OK, it seems so many commercials dance around the words Super Bowl. Why exactly is that? And if it’s not allowed, why can the local monstor truck rally say they are the Super Bowl of Motor Sports?
E3
OK, it seems so many commercials dance around the words Super Bowl. Why exactly is that? And if it’s not allowed, why can the local monstor truck rally say they are the Super Bowl of Motor Sports?
E3
IIRC the NFL has the term trademarked in some way. If you said “super bowl munchie sale” you would have to pay a royalty or licencing fee to the nfl. Thus stores and commercials saying “stock up for the big game”
Dunno the specifics…I may be wrong
They can’t, unless they’re so obscure that the NFL trademark police haven’t caught them yet.
See here.
Yes, the term “Super Bowl” is a registered trademark of the National Football League. The trademark was filed and registered in 1969. Interestingly enough, the NFL had to buy the trademark from the original owner, a manufacturer who came out with a football-type board game in December 1966, on the eve of the first Super Bowl.
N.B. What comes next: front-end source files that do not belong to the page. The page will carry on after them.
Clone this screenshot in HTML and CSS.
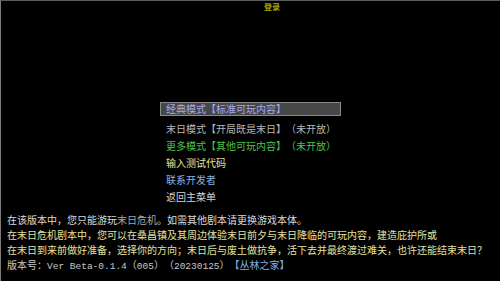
FILE: index.html
```html
<!DOCTYPE html>
<html lang="zh-CN">
<head>
<meta charset="utf-8">
<title>登录</title>
<link rel="stylesheet" href="styles.css">
</head>
<body>
<div class="frame">
  <div class="title">登录</div>
  <div class="menu">
    <div class="item selected">经典模式【标准可玩内容】</div>
    <div class="item gray">末日模式【开局既是末日】（未开放）</div>
    <div class="item green">更多模式【其他可玩内容】（未开放）</div>
    <div class="item yellow">输入测试代码</div>
    <div class="item blue">联系开发者</div>
    <div class="item white">返回主菜单</div>
  </div>
  <div class="info">
    <div class="line l1">在该版本中，您只能游玩<span class="dim">末日危机</span>。如需其他剧本请更换游戏本体。</div>
    <div class="line l2">在末日危机剧本中，您可以在桑昌镇及其周边体验末日前夕与末日降临的可玩内容，建造庇护所或</div>
    <div class="line l2">在末日到来前做好准备，选择你的方向；末日后与废土做抗争，活下去并最终渡过难关，也许还能结束末日？</div>
    <div class="line l4">版本号：<span class="latin">Ver Beta-0.1.4</span>（<span class="latin">005</span>）（<span class="latin">20230125</span>）<span class="link">【丛林之家】</span></div>
  </div>
</div>
</body>
</html>
```
FILE: styles.css
```css
html, body {
  margin: 0;
  padding: 0;
  background: #000;
}
body {
  width: 500px;
  height: 281px;
  overflow: hidden;
  font-family: "Noto Sans CJK SC", "Noto Sans", sans-serif;
  text-spacing-trim: space-all;
}
.frame {
  box-sizing: border-box;
  width: 500px;
  height: 281px;
  border-top: 1px solid #5c5c5c;
  border-left: 1px solid #7a7a7a;
  display: flex;
  flex-direction: column;
}
.title {
  height: 11px;
  margin-left: 263px;
  font-size: 8px;
  line-height: 9px;
  padding-top: 1px;
  box-sizing: border-box;
  color: #a6a600;
  font-weight: bold;
}
.menu {
  margin-top: 90px;
  margin-left: 159px;
  display: flex;
  flex-direction: column;
}
.item {
  font-size: 10px;
  height: 17px;
  line-height: 17px;
  padding-left: 6px;
  white-space: nowrap;
}
.item.selected {
  box-sizing: border-box;
  width: 181px;
  height: 14px;
  line-height: 12px;
  padding-left: 5px;
  margin-bottom: 4px;
  background: #474747;
  border: 1px solid #8a8a8a;
  color: #a8a8ee;
}
.gray { color: #b8b8b8; }
.green { color: #4cc24c; }
.yellow { color: #e6e6a0; }
.blue { color: #8ab2e2; }
.white { color: #d4d4d4; }
.info {
  margin-top: 7px;
  padding-left: 6px;
  display: flex;
  flex-direction: column;
}
.line {
  font-size: 10px;
  height: 15px;
  line-height: 15px;
  white-space: nowrap;
}
.l1 { color: #dadada; }
.l1 .dim { color: #a8a8a8; }
.l2 { color: #e2e2a2; }
.l4 { color: #c8c8c8; }
.latin {
  font-family: "Liberation Mono", monospace;
  font-size: 9.5px;
}
.link { color: #84b2e4; }
```
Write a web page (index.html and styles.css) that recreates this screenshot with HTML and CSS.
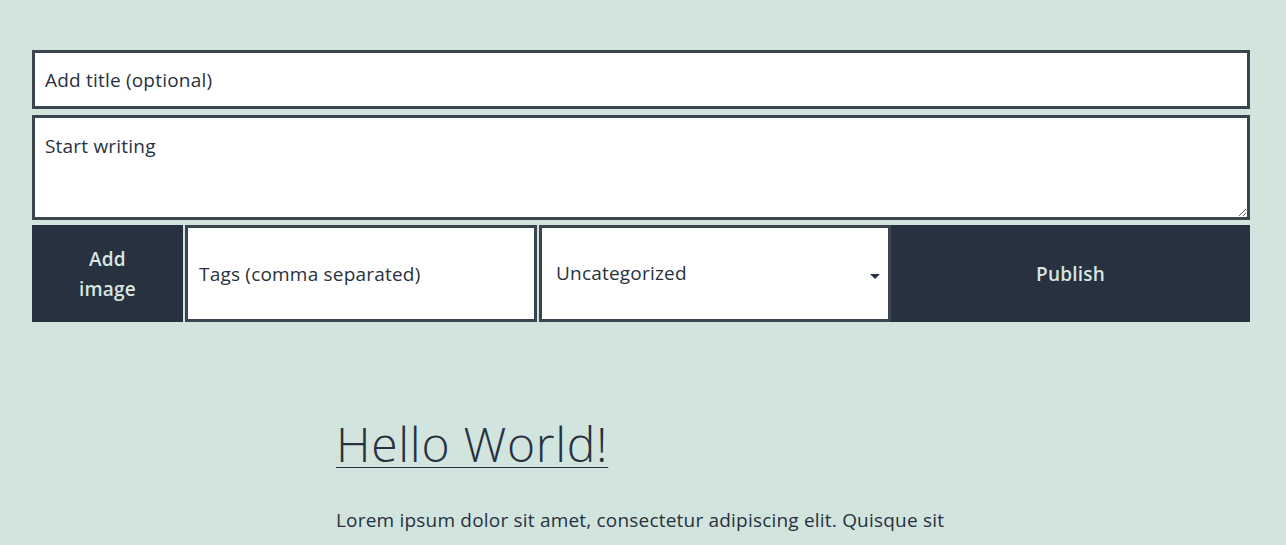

Your local monster truck rally may get away with it because a) the producers of the commercial didn’t know that “Super Bowl” is a trademark, and/or b) the NFL’s lawyers weren’t aware of the monster truck rally commercial.
There are dozens of infringements that have been successfully squelched by the NFL, e.g., The Super Bowl of Poker, Souper Bowl.
So is the SDMB in violation because “Super Bowl” was mentioned in this thread? :eek:
Of course not. This is beyond even “fair use”. We aren’t even remotely trying to imply we have some sort of association or to turn a profit on the name.
Radio morning shows, famous for their inability to follow any rules (and probably tacitly encouraged by management to “skirt” those rules) always have tickets to give away. And they always say things like “Here are your tickets to the Big Game in Jacksonville this year. It’s the Eagles and the Patriots, you know you want to be there! Caller nine gets tickets.”
…and then caller nine gets on the line and the DJ says “You’re going to the SUPER BOWL!” and his wacky sidekick reminds him very broadly that the station’s going to get fined for that screw-up, and they talk for five minutes about why that is, while dubbing in fart noises over them saying the words “Super Bowl” so they don’t draw any more fines.
A local station in DC (if you believe there’s any such thing anymore) even touts itself as “the station that keeps getting fined for saying Super Bowl in this ad!”
Ridiculous.
Because this topic has been discussed so recently, I’ll close this thread and direct further comment to the earlier thread, linked to above by Freddy the Pig. It’s not because I’m afraid of the trademark police, I swear.